During a call with analysts, Time Warner President Jeff Bewkes argued that the plan would both stop users from leaving AOL and attract new eyes along with new advertising dollars. "Our members don't want to leave, and they tell us the No. 1 reason why they leave AOL when they switch to broadband is price. So we are going to stop giving our members to our competitors," Bewkes said. "This plan will remove the biggest barrier for our members staying with AOL as they move to broadband…There is [now] no reason for anyone to leave AOL."
IS IT ENOUGH? Removing the reason to leave, however, is not the same as giving people a reason to stay and play. During the call, company executives maintained that many of the 6.2 million broadband subscribers would continue to spend the kind of time on AOL's pages that they spent when they were paying for the service. They also expressed confidence that they could entice the millions of subscribers who left AOL within the past two years, and now have new e-mail accounts, to "come home" to their old AOL e-mail.
In fact, Bewkes argued that despite AOL's pocketing of $150 million to $200 million in restructuring costs, the company would be able to return similar profits without subscribers, thanks to lower operating costs and ad dollars. Time Warner is even projecting consolidated revenue growth in 2009. "Essentially what we are saying is that even taking into account restructuring charges, we don't see any material step down in AOL's earnings for the year," Bewkes said during the call. "We think that if there is a bias it will be a slight bias towards the upside."
That outlook is a bit rosy for some analysts, considering the company was still pulling at least 75% of its revenue from subscriptions (see BusinessWeek.com, 7/31/06, "Will Less Be More for AOL?"). It stands to lose more than $1 billion from exodus of its high-speed subscribers to the free service, and it takes a lot of cuts and ad revenue to make that up.

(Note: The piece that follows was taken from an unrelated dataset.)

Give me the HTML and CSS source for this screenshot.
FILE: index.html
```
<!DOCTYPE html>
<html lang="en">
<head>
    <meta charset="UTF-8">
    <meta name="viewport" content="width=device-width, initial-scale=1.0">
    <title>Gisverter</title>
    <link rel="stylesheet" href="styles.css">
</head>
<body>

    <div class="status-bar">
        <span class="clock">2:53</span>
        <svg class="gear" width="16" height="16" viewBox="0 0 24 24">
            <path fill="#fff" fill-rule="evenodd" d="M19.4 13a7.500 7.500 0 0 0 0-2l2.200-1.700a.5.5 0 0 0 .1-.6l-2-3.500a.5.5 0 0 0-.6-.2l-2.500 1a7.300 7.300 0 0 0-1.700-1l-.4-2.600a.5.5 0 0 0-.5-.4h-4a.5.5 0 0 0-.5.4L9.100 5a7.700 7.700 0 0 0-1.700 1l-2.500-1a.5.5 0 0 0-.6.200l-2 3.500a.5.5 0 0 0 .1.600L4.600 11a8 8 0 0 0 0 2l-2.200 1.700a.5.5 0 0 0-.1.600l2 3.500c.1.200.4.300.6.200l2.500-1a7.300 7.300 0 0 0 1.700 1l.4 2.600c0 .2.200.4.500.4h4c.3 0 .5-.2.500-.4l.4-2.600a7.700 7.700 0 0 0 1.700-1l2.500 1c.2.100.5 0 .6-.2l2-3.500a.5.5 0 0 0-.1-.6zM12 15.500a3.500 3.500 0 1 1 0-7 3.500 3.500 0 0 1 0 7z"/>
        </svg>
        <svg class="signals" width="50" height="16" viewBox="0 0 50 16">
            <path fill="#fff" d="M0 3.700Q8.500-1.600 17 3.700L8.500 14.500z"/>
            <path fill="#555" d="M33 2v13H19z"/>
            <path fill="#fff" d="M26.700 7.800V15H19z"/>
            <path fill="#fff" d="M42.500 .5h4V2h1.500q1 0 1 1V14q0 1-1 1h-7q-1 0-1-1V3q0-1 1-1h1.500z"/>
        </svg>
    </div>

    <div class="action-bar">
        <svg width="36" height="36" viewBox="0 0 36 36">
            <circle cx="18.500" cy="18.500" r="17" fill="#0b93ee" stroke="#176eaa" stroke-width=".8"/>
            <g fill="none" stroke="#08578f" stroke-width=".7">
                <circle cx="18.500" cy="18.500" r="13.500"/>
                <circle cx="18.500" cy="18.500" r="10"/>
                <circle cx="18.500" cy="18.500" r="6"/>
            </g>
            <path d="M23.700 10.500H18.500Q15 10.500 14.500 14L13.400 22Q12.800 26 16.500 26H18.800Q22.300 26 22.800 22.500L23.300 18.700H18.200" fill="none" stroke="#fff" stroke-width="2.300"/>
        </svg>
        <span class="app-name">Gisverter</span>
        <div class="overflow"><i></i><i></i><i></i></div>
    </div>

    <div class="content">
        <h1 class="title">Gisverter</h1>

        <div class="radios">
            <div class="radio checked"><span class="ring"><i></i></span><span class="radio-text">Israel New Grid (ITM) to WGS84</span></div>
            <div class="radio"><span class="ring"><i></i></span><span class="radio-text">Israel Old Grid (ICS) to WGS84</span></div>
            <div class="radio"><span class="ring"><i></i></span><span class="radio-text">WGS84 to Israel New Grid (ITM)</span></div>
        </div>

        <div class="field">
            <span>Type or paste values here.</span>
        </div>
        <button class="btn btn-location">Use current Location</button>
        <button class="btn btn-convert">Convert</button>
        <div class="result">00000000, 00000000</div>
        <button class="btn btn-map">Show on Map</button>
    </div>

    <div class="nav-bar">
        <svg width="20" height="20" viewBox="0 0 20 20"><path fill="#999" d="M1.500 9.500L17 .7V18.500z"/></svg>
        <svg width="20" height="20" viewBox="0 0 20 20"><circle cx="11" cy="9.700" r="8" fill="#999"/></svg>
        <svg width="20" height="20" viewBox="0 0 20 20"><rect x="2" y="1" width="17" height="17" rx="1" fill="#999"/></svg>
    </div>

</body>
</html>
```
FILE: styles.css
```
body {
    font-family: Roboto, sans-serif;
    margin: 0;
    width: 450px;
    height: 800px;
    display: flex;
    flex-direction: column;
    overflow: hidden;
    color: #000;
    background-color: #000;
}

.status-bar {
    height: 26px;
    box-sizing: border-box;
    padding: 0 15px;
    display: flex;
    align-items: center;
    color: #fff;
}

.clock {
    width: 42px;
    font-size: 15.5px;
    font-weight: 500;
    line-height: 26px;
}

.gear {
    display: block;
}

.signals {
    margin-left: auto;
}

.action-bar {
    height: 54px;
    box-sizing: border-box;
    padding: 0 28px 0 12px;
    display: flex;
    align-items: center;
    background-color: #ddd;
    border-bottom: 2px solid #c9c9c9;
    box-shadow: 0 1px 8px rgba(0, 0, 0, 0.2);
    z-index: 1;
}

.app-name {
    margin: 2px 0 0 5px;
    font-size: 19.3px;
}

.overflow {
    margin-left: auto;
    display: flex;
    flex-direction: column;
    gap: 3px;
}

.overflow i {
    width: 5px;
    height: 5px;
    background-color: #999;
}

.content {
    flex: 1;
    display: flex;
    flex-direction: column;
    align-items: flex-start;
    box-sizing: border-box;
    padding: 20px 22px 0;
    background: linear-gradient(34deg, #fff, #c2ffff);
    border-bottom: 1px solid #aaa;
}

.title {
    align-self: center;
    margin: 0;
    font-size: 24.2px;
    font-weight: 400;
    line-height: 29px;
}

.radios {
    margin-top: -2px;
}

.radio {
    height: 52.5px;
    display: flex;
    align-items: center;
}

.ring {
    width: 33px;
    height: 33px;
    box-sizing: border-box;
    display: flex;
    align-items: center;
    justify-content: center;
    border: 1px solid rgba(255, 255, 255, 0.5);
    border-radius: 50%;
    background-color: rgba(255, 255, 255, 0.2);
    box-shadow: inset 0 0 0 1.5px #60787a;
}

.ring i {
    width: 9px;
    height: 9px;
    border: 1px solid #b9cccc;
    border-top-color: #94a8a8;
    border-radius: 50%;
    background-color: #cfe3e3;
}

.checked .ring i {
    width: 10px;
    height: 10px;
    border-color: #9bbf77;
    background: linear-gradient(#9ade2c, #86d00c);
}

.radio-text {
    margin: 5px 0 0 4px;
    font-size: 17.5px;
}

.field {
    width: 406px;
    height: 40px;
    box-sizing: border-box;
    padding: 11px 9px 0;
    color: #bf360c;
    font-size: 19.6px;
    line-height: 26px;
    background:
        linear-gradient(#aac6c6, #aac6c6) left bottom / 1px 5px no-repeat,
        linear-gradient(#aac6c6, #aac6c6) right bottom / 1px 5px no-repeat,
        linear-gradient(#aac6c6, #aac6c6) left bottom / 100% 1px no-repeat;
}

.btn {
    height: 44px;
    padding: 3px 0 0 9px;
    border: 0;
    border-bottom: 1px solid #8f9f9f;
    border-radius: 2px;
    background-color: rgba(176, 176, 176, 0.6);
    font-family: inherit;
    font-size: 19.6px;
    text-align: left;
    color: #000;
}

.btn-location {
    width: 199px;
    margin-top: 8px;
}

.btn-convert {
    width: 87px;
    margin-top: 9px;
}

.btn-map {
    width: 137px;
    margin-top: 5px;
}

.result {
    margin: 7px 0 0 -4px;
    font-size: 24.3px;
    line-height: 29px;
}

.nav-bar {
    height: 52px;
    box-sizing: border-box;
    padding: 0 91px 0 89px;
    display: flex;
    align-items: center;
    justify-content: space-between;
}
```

"A BIT TOO OPTIMISTIC." "I think they are being a bit too optimistic in how many of the lost subscribers will still be spending the majority of the time on AOL," says David Hallerman, a senior analyst at eMarketer. "When you are a broadband subscriber and you are paying extra for AOL to get your money's worth, you are going to be spending more time there. Without that extra cost there will be a fair percentage of former subscribers that will be spending less time on AOL."
Adds Jennifer Simpson, an analyst with Boston-based Yankee Group, "AOL will have a great difficulty reaching out to the people within the past two years that have become inactive because those people have migrated to service providers such as Yahoo! (YHOO ) and Google (GOOG )."
Gould cautions that AOL also shouldn't expect to continue to see 40% ad growth. "I think overall Internet advertising has to slow down…no market continues to grow at 30%," he says.
REASONS TO BELIEVE. Still, the company has reason to feel confident. AOL has the fourth-largest Web audience, and it posted second-quarter advertising revenue of $295 million. That figure was higher than even Microsoft's MSN network (MSFT ). In recent months, AOL has gained market share against Yahoo, which reported $637 million in ad revenue in the past quarter. Google is still the leading Web advertising outlet, with $953 million in second-quarter ad revenue.
AOL also has content that is attractive to advertisers. It recently launched an attractive video site that includes content from the now-canceled WB network as well as discontinued classic shows. It also owns the popular Mapquest site, Moviefone, and name brand Netscape. "I think they will get additional users, and if their focus is on video and audio to some extent, they are playing to their strengths," says Goss. "And I think that there is a certain stickiness and comfort level with having something available that you are used to."